Rather than rewrite the model from scratch, we can clone it using a handy function in TensorFlow called clone_model which can take an existing model and rebuild it in the same format.

The cloned version will not include any of the weights (patterns) the original model has learned. So when we train it, it'll be like training a model from scratch.

# Clone the model (use the same architecture)
model_f = tf.keras.models.clone_model(model_improve)

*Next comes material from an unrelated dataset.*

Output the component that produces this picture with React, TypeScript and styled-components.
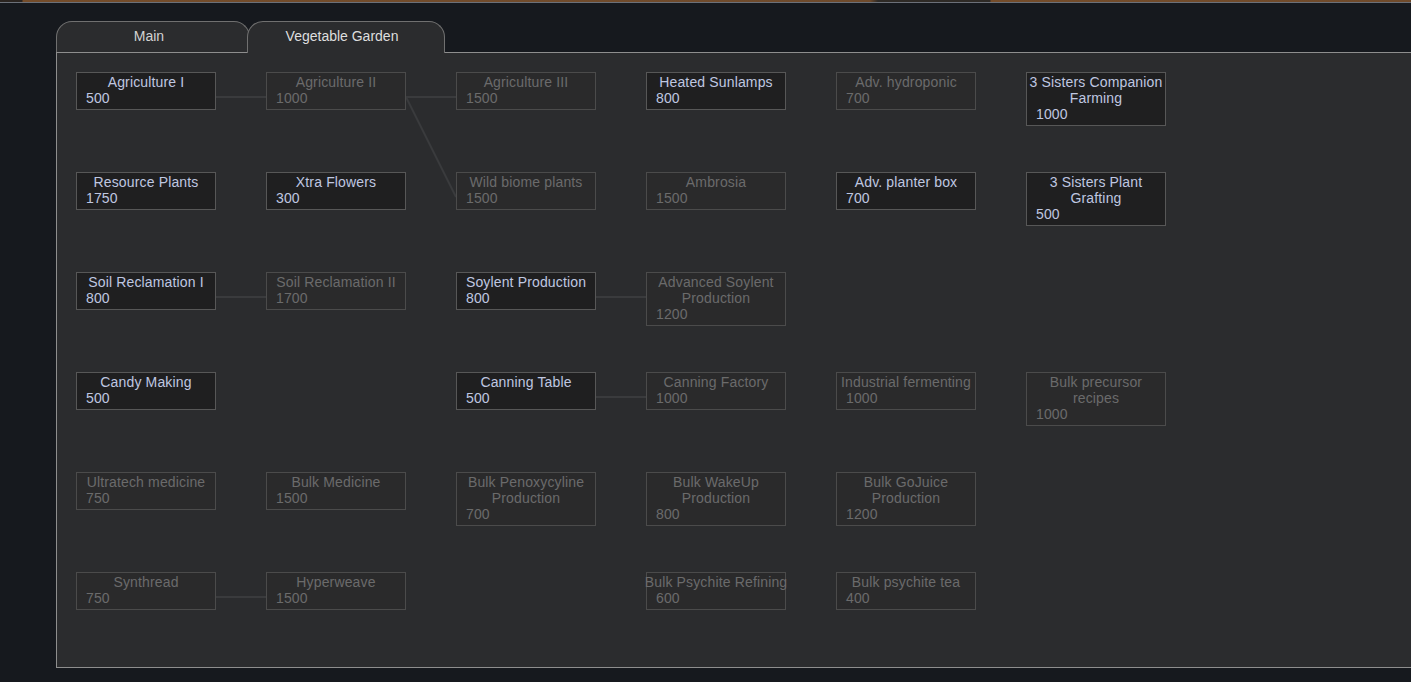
import { FC } from 'react'
import styled, { createGlobalStyle, css } from 'styled-components'

/**
 * Data
 */

interface ResearchNode {
  col: number
  row: number
  title: string
  cost: number
  unlocked?: boolean
  nowrap?: boolean
}

const NODES: ResearchNode[] = [
  { col: 0, row: 0, title: 'Agriculture I', cost: 500, unlocked: true },
  { col: 1, row: 0, title: 'Agriculture II', cost: 1000 },
  { col: 2, row: 0, title: 'Agriculture III', cost: 1500 },
  { col: 3, row: 0, title: 'Heated Sunlamps', cost: 800, unlocked: true },
  { col: 4, row: 0, title: 'Adv. hydroponic', cost: 700 },
  { col: 5, row: 0, title: '3 Sisters Companion Farming', cost: 1000, unlocked: true },
  { col: 0, row: 1, title: 'Resource Plants', cost: 1750, unlocked: true },
  { col: 1, row: 1, title: 'Xtra Flowers', cost: 300, unlocked: true },
  { col: 2, row: 1, title: 'Wild biome plants', cost: 1500 },
  { col: 3, row: 1, title: 'Ambrosia', cost: 1500 },
  { col: 4, row: 1, title: 'Adv. planter box', cost: 700, unlocked: true },
  { col: 5, row: 1, title: '3 Sisters Plant Grafting', cost: 500, unlocked: true },
  { col: 0, row: 2, title: 'Soil Reclamation I', cost: 800, unlocked: true },
  { col: 1, row: 2, title: 'Soil Reclamation II', cost: 1700 },
  { col: 2, row: 2, title: 'Soylent Production', cost: 800, unlocked: true },
  { col: 3, row: 2, title: 'Advanced Soylent Production', cost: 1200 },
  { col: 0, row: 3, title: 'Candy Making', cost: 500, unlocked: true },
  { col: 2, row: 3, title: 'Canning Table', cost: 500, unlocked: true },
  { col: 3, row: 3, title: 'Canning Factory', cost: 1000 },
  { col: 4, row: 3, title: 'Industrial fermenting', cost: 1000 },
  { col: 5, row: 3, title: 'Bulk precursor recipes', cost: 1000 },
  { col: 0, row: 4, title: 'Ultratech medicine', cost: 750 },
  { col: 1, row: 4, title: 'Bulk Medicine', cost: 1500 },
  { col: 2, row: 4, title: 'Bulk Penoxycyline Production', cost: 700 },
  { col: 3, row: 4, title: 'Bulk WakeUp Production', cost: 800 },
  { col: 4, row: 4, title: 'Bulk GoJuice Production', cost: 1200 },
  { col: 0, row: 5, title: 'Synthread', cost: 750 },
  { col: 1, row: 5, title: 'Hyperweave', cost: 1500 },
  { col: 3, row: 5, title: 'Bulk Psychite Refining', cost: 600, nowrap: true },
  { col: 4, row: 5, title: 'Bulk psychite tea', cost: 400 }
]

// [fromCol, fromRow, toCol, toRow]
const LINKS: [number, number, number, number][] = [
  [0, 0, 1, 0],
  [1, 0, 2, 0],
  [1, 0, 2, 1],
  [0, 2, 1, 2],
  [2, 2, 3, 2],
  [2, 3, 3, 3],
  [0, 5, 1, 5]
]

const NODE_W = 140
const COL_STEP = 190
const ROW_STEP = 100
const LINK_Y = 25

/**
 * Components
 */

const TechNode: FC<{ node: ResearchNode }> = ({ node }) => (
  <StyledNode
    $unlocked={!!node.unlocked}
    style={{ gridColumn: node.col + 1, gridRow: node.row + 1 }}
  >
    <StyledNodeTitle $nowrap={!!node.nowrap}>{node.title}</StyledNodeTitle>
    <StyledNodeCost>{node.cost}</StyledNodeCost>
  </StyledNode>
)

const Links: FC = () => (
  <StyledLinks>
    {LINKS.map(([fc, fr, tc, tr]) => (
      <line
        key={`${fc}-${fr}-${tc}-${tr}`}
        x1={fc * COL_STEP + NODE_W}
        y1={fr * ROW_STEP + LINK_Y}
        x2={tc * COL_STEP}
        y2={tr * ROW_STEP + LINK_Y}
        stroke="#3a3b3d"
        strokeWidth={2}
      />
    ))}
  </StyledLinks>
)

export default function App() {
  return (
    <>
      <GlobalStyle />
      <StyledTopStrip />
      <StyledScreen>
        <StyledTabBar>
          <StyledTab>Main</StyledTab>
          <StyledTab $active>Vegetable Garden</StyledTab>
        </StyledTabBar>
        <StyledPanel>
          <StyledTree>
            <Links />
            {NODES.map(n => (
              <TechNode key={n.title} node={n} />
            ))}
          </StyledTree>
        </StyledPanel>
      </StyledScreen>
    </>
  )
}

/**
 * Styled Component
 */

const GlobalStyle = createGlobalStyle`
  html, body {
    margin: 0;
    padding: 0;
    background: #16191e;
    overflow: hidden;
  }
  body {
    font-family: "Liberation Sans", Arial, sans-serif;
    font-size: 14px;
  }
`

const StyledTopStrip = styled.div`
  height: 2px;
  border-bottom: 1px solid #6b7079;
  background: linear-gradient(
    90deg,
    #2a2420 0,
    #2a2420 22px,
    #744c2a 23px,
    #6e4a2c 870px,
    #2e2a26 878px,
    #2e2a26 990px,
    #744c2a 991px,
    #6f4a2b 100%
  );
`

const StyledScreen = styled.div`
  padding: 18px 0 0 56px;
`

const StyledTabBar = styled.div`
  display: flex;
  align-items: flex-end;
  height: 31px;
`

const StyledTab = styled.div<{ $active?: boolean }>`
  box-sizing: border-box;
  height: 31px;
  width: 194px;
  padding: 0 8px 2px 0;
  display: flex;
  align-items: center;
  justify-content: center;
  background: #2b2c2e;
  border: 1px solid #707070;
  border-bottom: none;
  border-radius: 16px 16px 0 0;
  color: #d2d2d2;
  font-size: 14px;
  ${({ $active }) =>
    $active &&
    css`
      position: relative;
      z-index: 1;
      width: 198px;
      height: 32px;
      padding-bottom: 3px;
      margin-left: -3px;
      margin-bottom: -1px;
      color: #dedede;
    `}
`

const StyledPanel = styled.div`
  box-sizing: border-box;
  height: 616px;
  padding: 19px;
  background: #2b2c2e;
  border: 1px solid #8e8e8e;
  border-right: none;
`

const StyledTree = styled.div`
  position: relative;
  display: grid;
  grid-template-columns: repeat(6, ${NODE_W}px);
  grid-auto-rows: 54px;
  column-gap: ${COL_STEP - NODE_W}px;
  row-gap: ${ROW_STEP - 54}px;
  align-items: start;
`

const StyledLinks = styled.svg`
  position: absolute;
  left: 0;
  top: 0;
  width: 100%;
  height: 100%;
  overflow: visible;
  pointer-events: none;
`

const StyledNode = styled.div<{ $unlocked: boolean }>`
  position: relative;
  box-sizing: border-box;
  width: ${NODE_W}px;
  padding: 1px 0 3px;
  line-height: 16px;
  letter-spacing: 0.15px;
  ${({ $unlocked }) =>
    $unlocked
      ? css`
          background: #1f1f20;
          border: 1px solid #575757;
          color: #bfc7e0;
        `
      : css`
          background: #2a2a2b;
          border: 1px solid #4b4b4b;
          color: #6b6b6b;
        `}
`

const StyledNodeTitle = styled.div<{ $nowrap: boolean }>`
  text-align: center;
  ${({ $nowrap }) =>
    $nowrap &&
    css`
      white-space: nowrap;
      margin: 0 -3px;
    `}
`

const StyledNodeCost = styled.div`
  padding-left: 9px;
`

# Compile the cloned model (same setup as used for model_improve)
model_f.compile(loss="categorical_crossentropy",
              optimizer=tf.keras.optimizers.Adam(),
              metrics=["accuracy"])

# Fit the model
history_f = model_f.fit(train_data_augmented, # use augmented data
                          epochs=5,
                          steps_per_epoch=len(train_data_augmented),
                          validation_data=test_data,
                          validation_steps=len(test_data))

You can see it each epoch takes longer than the previous model. This is because our data is being augmented on the fly on the CPU as it gets loaded onto the GPU, in turn, increasing the amount of time between each epoch.

Let's check the performance of augmented data

# Check out our model's performance with augmented data
plot_loss_curves(history_f)

That's looking much better, the loss curves are much closer to each other. Although our model didn't perform as well on the augmented training set, it performed much better on the validation dataset. It even looks like if we kept it training for longer (more epochs) the evaluation metrics might continue to improve.

We would keep trying to improve our model, however, we would make predictions with this model for now,

Making a Prediction

What good is a model if you can't make predictions with it?

Let's first remind ourselves of the classes our multi-class model has been trained on and then we'll download some of our own custom images to work with.

Let's get some custom images

!wget -q https://raw.githubusercontent.com/sumitdeyonline/machinelearning/main/03-hamburgerandfries.jpeg
!wget -q https://raw.githubusercontent.com/sumitdeyonline/machinelearning/main/03-steak.jpeg
!wget -q https://raw.githubusercontent.com/sumitdeyonline/machinelearning/main/03-sushi.jpeg

Okay, we've got some custom images to try, let's use the pred_and_plot function to make a prediction with model_f on one of the images and plot it.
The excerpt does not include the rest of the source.